Unfortunately, I was wrong. I jumped the gun despite knowing the history of the last NFS release, which shipped with traction issues and glitches in Nvidia PhysX that pretty much made the game unplayable; at least until the damning bugs were fixed through a patch a good while later. Shift 2 Unleashed is no different. The original plan was to review the game over the weekend and publish it subsequently, but the very idea of a review is to help you, the reader, make an informed purchase decision. Although what you're reading right now does not constitute a review, this will definitely help you make an informed decision as a buyer. The decision not to buy the PC version of Need for Speed: Shift 2 Unleashed till the developer gets off its ass and rolls out a patch or two.
The PC version of Shift 2: Unleashed has a singular damning flaw that makes it impossible to play the game. For some inexplicable reason, the Xbox 360 gamepad for PC, which worked perfectly in the last Shift game, makes it nigh impossible to play the game. The problem lies with an abysmally non-linear analogue stick sensitivity response curve that makes the steering practically a digital on/off affair, which as you know, sounds the death knell for a game like this. No amount of tinkering with the gamepad sensitivity settings could make the game playable, so I have no choice but to optimistically assume the game works well with the steering wheel.
Yes, I said assume. The reason for my conjecture is the fact that not long ago I sold off my trusty Saitek steering wheel - rather imprudently, I must add - to buy a more expensive Logitech gaming wheel. When we asked Logitech to send us its latest G27 steering wheel for review, we got one that was DOA. Turns out, almost every other Logitech gaming wheel across the planet tends to die inexplicably. To put this into perspective, that's something worth a good part of a month's salary conking off just like that. A few weeks, and a zillion follow-up calls later, a Logitech rep tells us there won't be a replacement wheel coming our way. Ever. Turns out, Logitech has pulled the entire range of wheels out of the Indian market.
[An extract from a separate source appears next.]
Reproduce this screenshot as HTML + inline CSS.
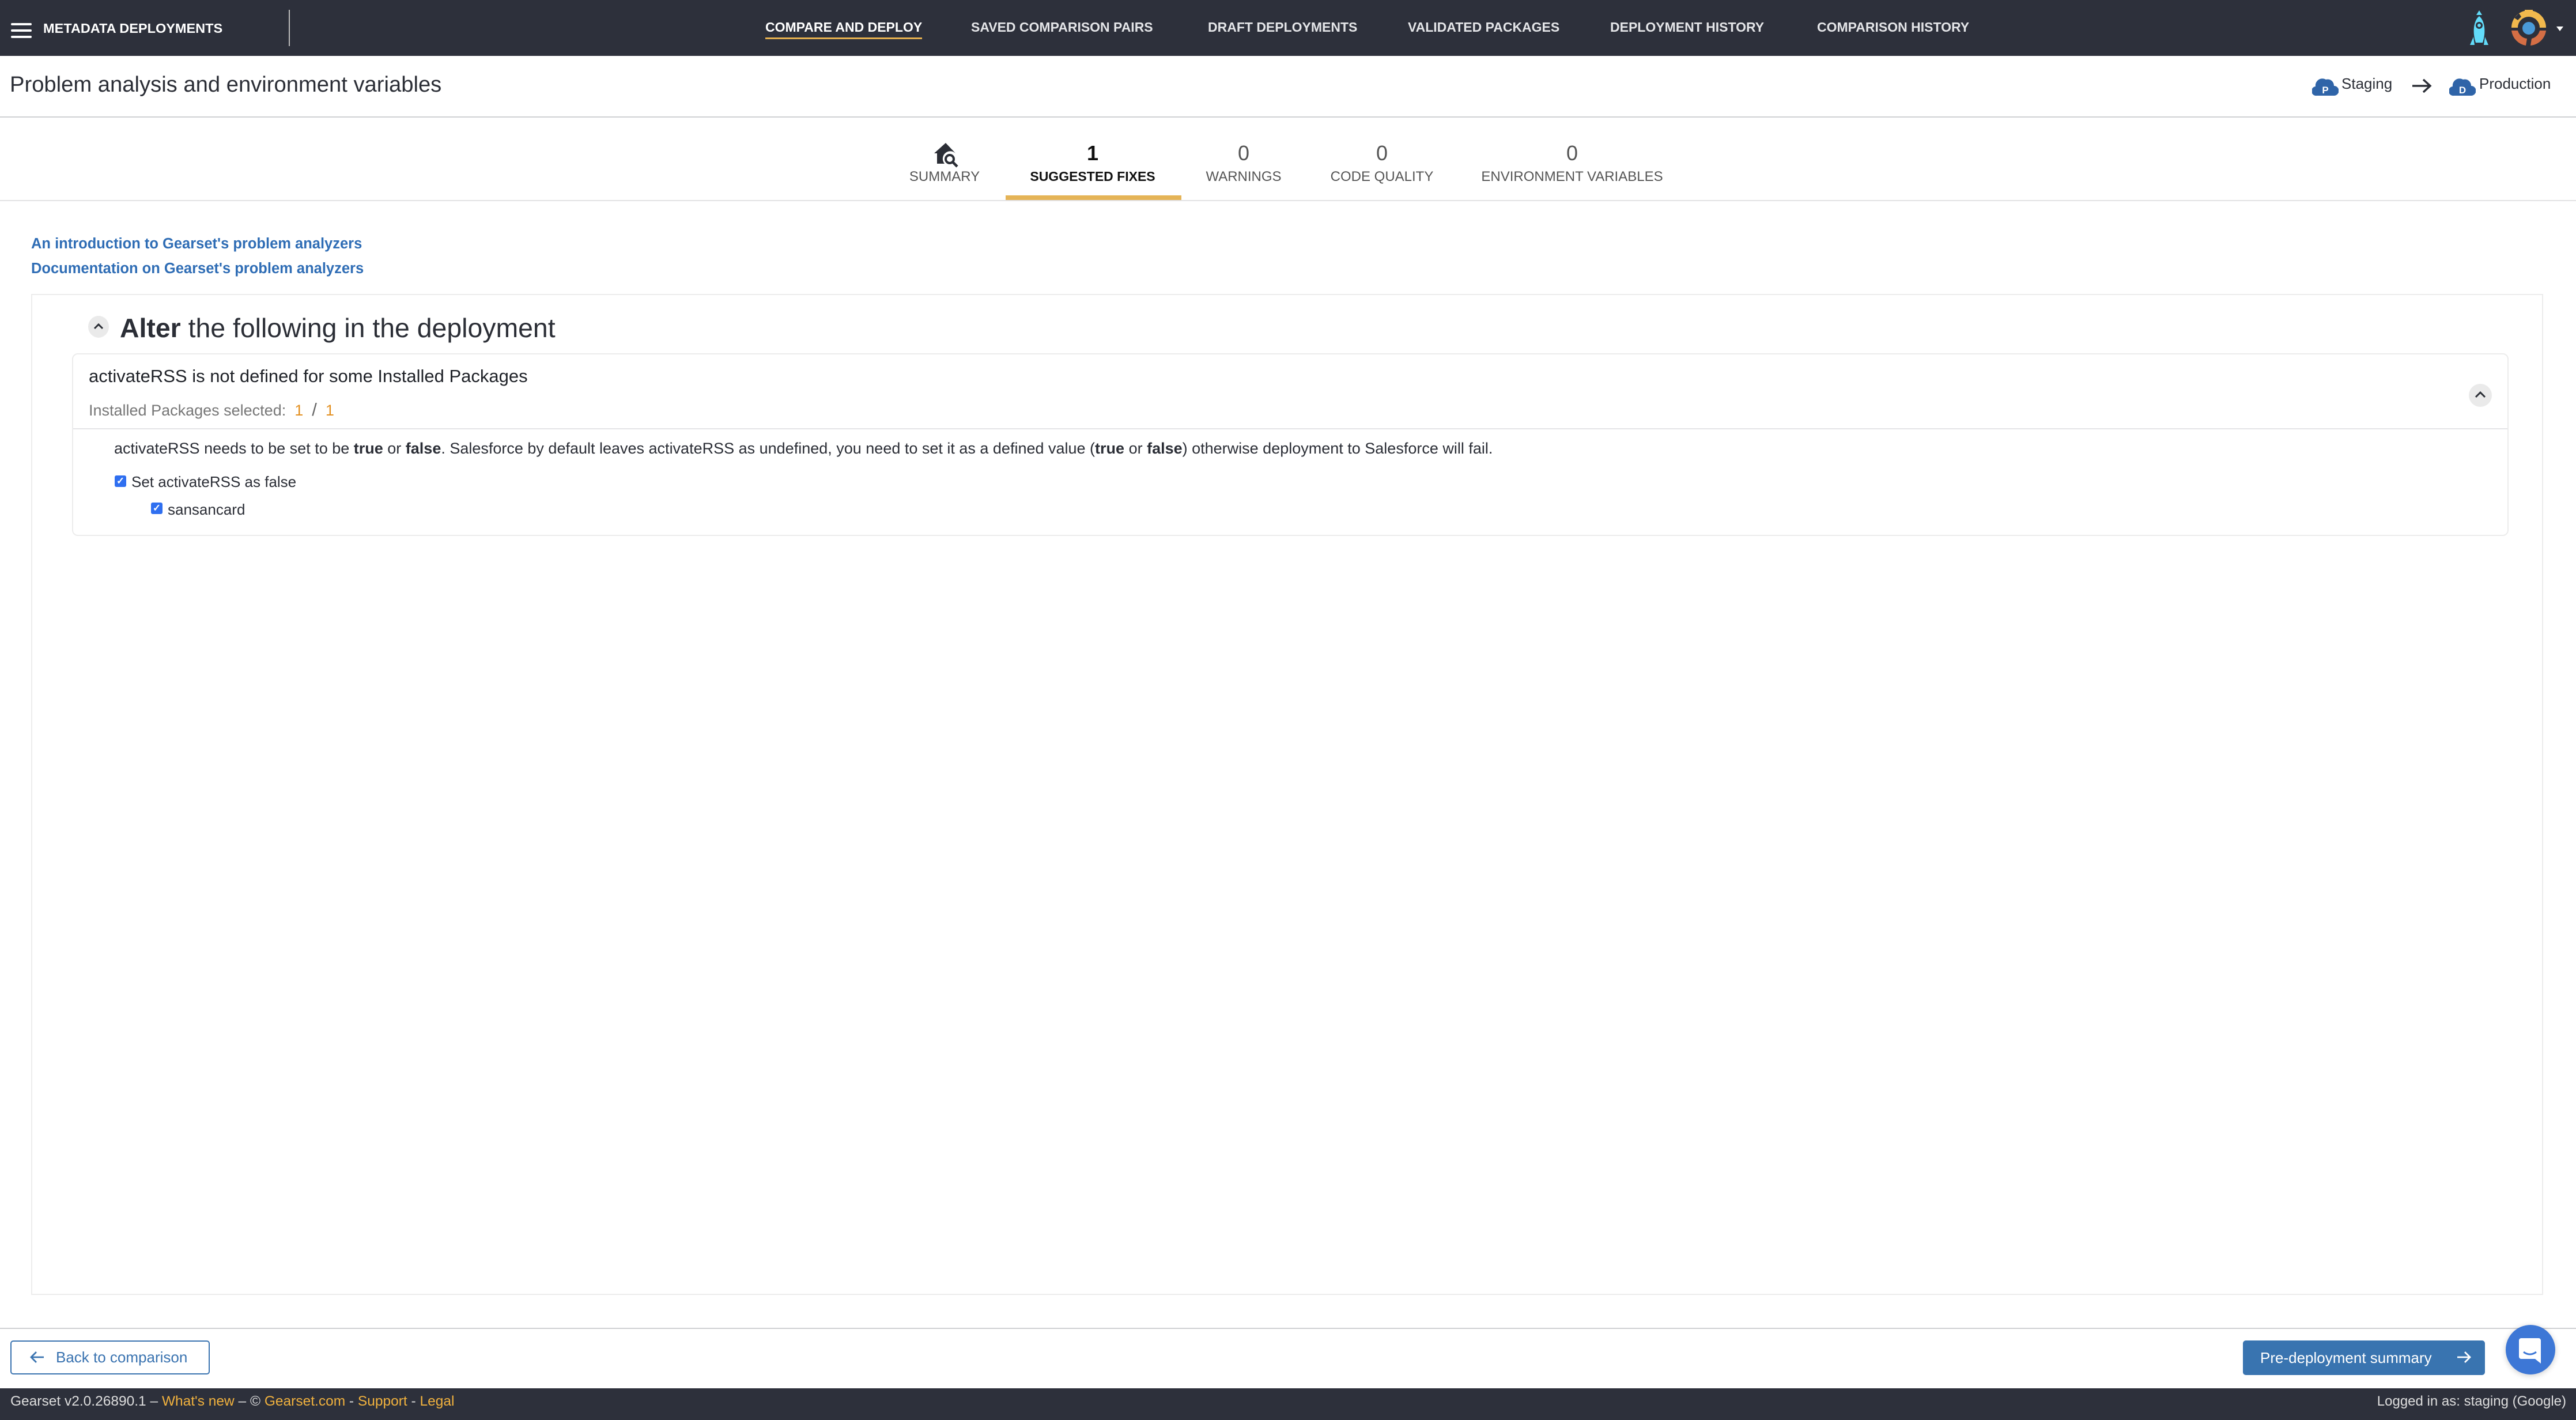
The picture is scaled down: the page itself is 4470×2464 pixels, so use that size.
<!DOCTYPE html>
<html><head><meta charset="utf-8"><style>
*{box-sizing:border-box;margin:0;padding:0}
body{width:4470px;height:2464px;position:relative;background:#fff;font-family:"Liberation Sans",sans-serif;color:#2b2e36;overflow:hidden}
.a{position:absolute;white-space:nowrap}
.nav{position:absolute;left:0;top:0;width:4470px;height:97px;background:#2d303b}
.ni{position:absolute;top:34px;font-size:23px;font-weight:bold;color:#e4e5e8}
.tabn{position:absolute;top:245px;font-size:36px;color:#555;text-align:center;width:400px}
.tabl{position:absolute;top:293px;font-size:24px;color:#555;text-align:center;width:400px}
.lnk{color:#2f6db5;font-size:25.5px;font-weight:bold}
.cb{position:absolute;width:20px;height:20px;background:#2f6ff0;border-radius:3px;color:#fff;font-size:17px;line-height:20px;text-align:center;font-weight:bold}
</style></head><body>
<div class="nav"></div>
<div class="a" style="left:19px;top:40px;width:36px;height:4px;background:#fff;border-radius:2px"></div>
<div class="a" style="left:19px;top:51px;width:36px;height:4px;background:#fff;border-radius:2px"></div>
<div class="a" style="left:19px;top:62px;width:36px;height:4px;background:#fff;border-radius:2px"></div>
<div class="a" style="left:75px;top:36px;font-size:23.5px;font-weight:bold;color:#fff">METADATA DEPLOYMENTS</div>
<div class="a" style="left:501px;top:17px;width:2px;height:63px;background:#bbb"></div>
<div class="ni" style="left:1328px;color:#fff">COMPARE AND DEPLOY</div>
<div class="a" style="left:1328px;top:65px;width:272px;height:3px;background:#e5b04f"></div>
<div class="ni" style="left:1685px">SAVED COMPARISON PAIRS</div>
<div class="ni" style="left:2096px">DRAFT DEPLOYMENTS</div>
<div class="ni" style="left:2443px">VALIDATED PACKAGES</div>
<div class="ni" style="left:2794px">DEPLOYMENT HISTORY</div>
<div class="ni" style="left:3153px">COMPARISON HISTORY</div>
<svg class="a" style="left:4282px;top:16px" width="40" height="64" viewBox="0 0 40 64"><path d="M20 2 L15 10 H25 Z" fill="#62dcfa"/><path d="M20 12 C30 20 32 40 26 58 H14 C8 40 10 20 20 12Z" fill="#62dcfa"/><circle cx="20" cy="28" r="6" fill="#2d303b"/><circle cx="20" cy="28" r="3" fill="#62dcfa"/><path d="M4 62 L10 48 L12 62Z M36 62 L30 48 L28 62Z" fill="#62dcfa"/></svg>
<svg class="a" style="left:4355px;top:15px" width="66" height="66" viewBox="0 0 66 66"><path d="M3 33 A30 30 0 0 1 63 33 H52 A19 19 0 0 0 14 33Z M26 2 H40 V10 H26Z M50 8 L58 16 L52 20 L46 14Z M16 8 L8 16 L14 20 L20 14Z" fill="#f2b94d"/><path d="M3 38 A30 30 0 0 0 28 64 L30 52 A19 19 0 0 1 14 38Z M63 38 A30 30 0 0 1 36 64 L38 52 A19 19 0 0 0 52 38Z" fill="#d46e45"/><circle cx="33" cy="34" r="11" fill="#4a9ad8"/></svg>
<svg class="a" style="left:4436px;top:46px" width="12" height="8"><path d="M0 0H12L6 8Z" fill="#fff"/></svg>

<div class="a" style="left:17px;top:125px;font-size:38.2px;color:#2b2e36">Problem analysis and environment variables</div>
<svg class="a" style="left:4012px;top:133px" width="46" height="34" viewBox="0 0 46 34"><path d="M8 33 A8 8 0 0 1 6 17 A12 12 0 0 1 24 5 A11 11 0 0 1 38 16 A8.5 8.5 0 0 1 38 33Z" fill="#2f64a8"/><text x="23" y="29" font-size="17" font-weight="bold" fill="#fff" text-anchor="middle" font-family="Liberation Sans">P</text></svg>
<div class="a" style="left:4063px;top:130px;font-size:26px">Staging</div>
<svg class="a" style="left:4184px;top:136px" width="36" height="26" viewBox="0 0 36 26"><path d="M2 13H32M21 2L33 13L21 24" stroke="#2b2e36" stroke-width="3.5" fill="none"/></svg>
<svg class="a" style="left:4250px;top:133px" width="46" height="34" viewBox="0 0 46 34"><path d="M8 33 A8 8 0 0 1 6 17 A12 12 0 0 1 24 5 A11 11 0 0 1 38 16 A8.5 8.5 0 0 1 38 33Z" fill="#2f64a8"/><text x="23" y="29" font-size="17" font-weight="bold" fill="#fff" text-anchor="middle" font-family="Liberation Sans">D</text></svg>
<div class="a" style="left:4302px;top:130px;font-size:26px">Production</div>
<div class="a" style="left:0;top:202px;width:4470px;height:2px;background:#cfd0d3"></div>

<svg class="a" style="left:1619px;top:246px" width="46" height="46" viewBox="0 0 46 46"><path d="M22 2 L2 20 H7 V38 H20 A12 12 0 0 1 40 21 L22 2Z" fill="#2b2e36"/><circle cx="29" cy="30" r="7" fill="none" stroke="#2b2e36" stroke-width="4"/><path d="M34 35 L42 43" stroke="#2b2e36" stroke-width="4.5"/></svg>
<div class="tabl" style="left:1439px">SUMMARY</div>
<div class="tabn" style="left:1696px;color:#111;font-weight:bold">1</div>
<div class="tabl" style="left:1696px;color:#111;font-weight:bold;font-size:23px">SUGGESTED FIXES</div>
<div class="a" style="left:1745px;top:339px;width:305px;height:8px;background:#e5b457"></div>
<div class="tabn" style="left:1958px">0</div>
<div class="tabl" style="left:1958px">WARNINGS</div>
<div class="tabn" style="left:2198px">0</div>
<div class="tabl" style="left:2198px">CODE QUALITY</div>
<div class="tabn" style="left:2528px">0</div>
<div class="tabl" style="left:2528px">ENVIRONMENT VARIABLES</div>
<div class="a" style="left:0;top:347px;width:4470px;height:2px;background:#e2e2e4"></div>

<div class="a lnk" style="left:54px;top:409px">An introduction to Gearset's problem analyzers</div>
<div class="a lnk" style="left:54px;top:452px">Documentation on Gearset's problem analyzers</div>

<div class="a" style="left:54px;top:510px;width:4359px;height:1737px;border:2px solid #ececec"></div>
<div class="a" style="left:153px;top:548px;width:36px;height:38px;border-radius:50%;background:#eaeaea"></div>
<svg class="a" style="left:161px;top:558px" width="20" height="16"><path d="M3 12L10 5L17 12" stroke="#2b2e36" stroke-width="3" fill="none"/></svg>
<div class="a" style="left:208px;top:542px;font-size:46.4px;color:#2b2e36"><b>Alter</b> the following in the deployment</div>

<div class="a" style="left:125px;top:613px;width:4228px;height:317px;border:2px solid #ececec;border-radius:10px"></div>
<div class="a" style="left:154px;top:635px;font-size:31px;color:#1f2228">activateRSS is not defined for some Installed Packages</div>
<div class="a" style="left:154px;top:693px;font-size:27px;color:#777">Installed Packages selected:&nbsp; <span style="color:#e39021">1</span> &nbsp;<span style="color:#666;font-size:31px">/</span>&nbsp; <span style="color:#e39021">1</span></div>
<div class="a" style="left:4284px;top:666px;width:40px;height:40px;border-radius:50%;background:#eaeaea"></div>
<svg class="a" style="left:4293px;top:676px" width="22" height="18"><path d="M3 13L11 5L19 13" stroke="#2b2e36" stroke-width="3" fill="none"/></svg>
<div class="a" style="left:127px;top:743px;width:4224px;height:2px;background:#e4e4e6"></div>
<div class="a" style="left:198px;top:763px;font-size:27px;color:#2b2e36">activateRSS needs to be set to be <b>true</b> or <b>false</b>. Salesforce by default leaves activateRSS as undefined, you need to set it as a defined value (<b>true</b> or <b>false</b>) otherwise deployment to Salesforce will fail.</div>
<div class="cb" style="left:199px;top:825px">✓</div>
<div class="a" style="left:228px;top:821px;font-size:26px">Set activateRSS as false</div>
<div class="cb" style="left:262px;top:872px">✓</div>
<div class="a" style="left:291px;top:869px;font-size:26px">sansancard</div>

<div class="a" style="left:0;top:2304px;width:4470px;height:2px;background:#cfd0d3"></div>
<div class="a" style="left:18px;top:2326px;width:346px;height:59px;border:2px solid #3a73b0;border-radius:5px"></div>
<svg class="a" style="left:50px;top:2343px" width="28" height="24"><path d="M26 12H4M13 3L4 12L13 21" stroke="#3a73b0" stroke-width="2.8" fill="none"/></svg>
<div class="a" style="left:97px;top:2340px;font-size:26px;color:#3a73b0">Back to comparison</div>
<div class="a" style="left:3892px;top:2326px;width:420px;height:60px;background:#3974b0;border-radius:5px"></div>
<div class="a" style="left:3922px;top:2341px;font-size:26px;color:#fff">Pre-deployment summary</div>
<svg class="a" style="left:4262px;top:2343px" width="28" height="24"><path d="M2 12H24M15 3L24 12L15 21" stroke="#fff" stroke-width="2.8" fill="none"/></svg>
<div class="a" style="left:4348px;top:2299px;width:86px;height:86px;border-radius:50%;background:#3d77d6;box-shadow:0 2px 10px rgba(0,0,0,.2)"></div>
<svg class="a" style="left:4371px;top:2322px" width="40" height="44" viewBox="0 0 40 44"><path d="M4 0H34A4 4 0 0 1 38 4V44L28 36H4A4 4 0 0 1 0 32V4A4 4 0 0 1 4 0Z" fill="#fff"/><path d="M8 24Q19 32 30 24" stroke="#3d77d6" stroke-width="3" fill="none"/></svg>

<div class="a" style="left:0;top:2409px;width:4470px;height:55px;background:#2d303b"></div>
<div class="a" style="left:18px;top:2418px;font-size:24.5px;color:#ddd">Gearset v2.0.26890.1 – <span style="color:#f0b13e">What's new</span> – © <span style="color:#f0b13e">Gearset.com</span> - <span style="color:#f0b13e">Support</span> - <span style="color:#f0b13e">Legal</span></div>
<div class="a" style="right:17px;top:2418px;font-size:24px;color:#ddd">Logged in as: staging (Google)</div>
</body></html>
A quick glance at Logitech's Indian portal confirms this with the gaming wheels being conspicuous with their absence. That isn't surprising considering how costly it will prove for Logitech India to replace each wheel (several times over its warranty period, I must add) when you factor in the prohibitively expensive import duties. Yes, you can still buy one from the gray market, but that's without warranty for something whose reliability record makes the Xbox 360 console look as reliable as an AK-47 belonging to a German drill sergeant in comparison. Is it worth the risk? Hell no! Not at that price.
Believe me, I have thoroughly searched the market and conclude that it's nigh impossible to procure a decent (non Logitech) wheel locally. Importing one is a costly affair and has the same warranty issues. An average Indian gamer then has no choice but to stick to the de facto gaming standard of the Xbox 360 controller, which, by the way, makes Need for Speed: Shift 2 Unleashed downright unplayable. Although, we haven't been able to test the game with a gaming wheel, early reports on the Internet suggest that it's the same story all over again. It's surprising for a game to ship with such a fundamental glitch. This makes one wonder if they beta test game at all these days.
For all we know, it's only the PC platform, which usually gets ignored, that may face these control gremlins. There may be nothing wrong with the console versions, but we can't say that for a certainty till we have the console review code in hand. So the smart thing to do right now is to stay put and either wait for PC patch to arrive, or watch this space till the time the trolls at EA decide to wake up from their slumber and send us a review code - preferably one where the gamepad makes you look less like a spastic experiencing a stroke, and more like Sebastian Loeb dealing precise inputs in the smooth analogue goodness that we expect from the Xbox 360 controller.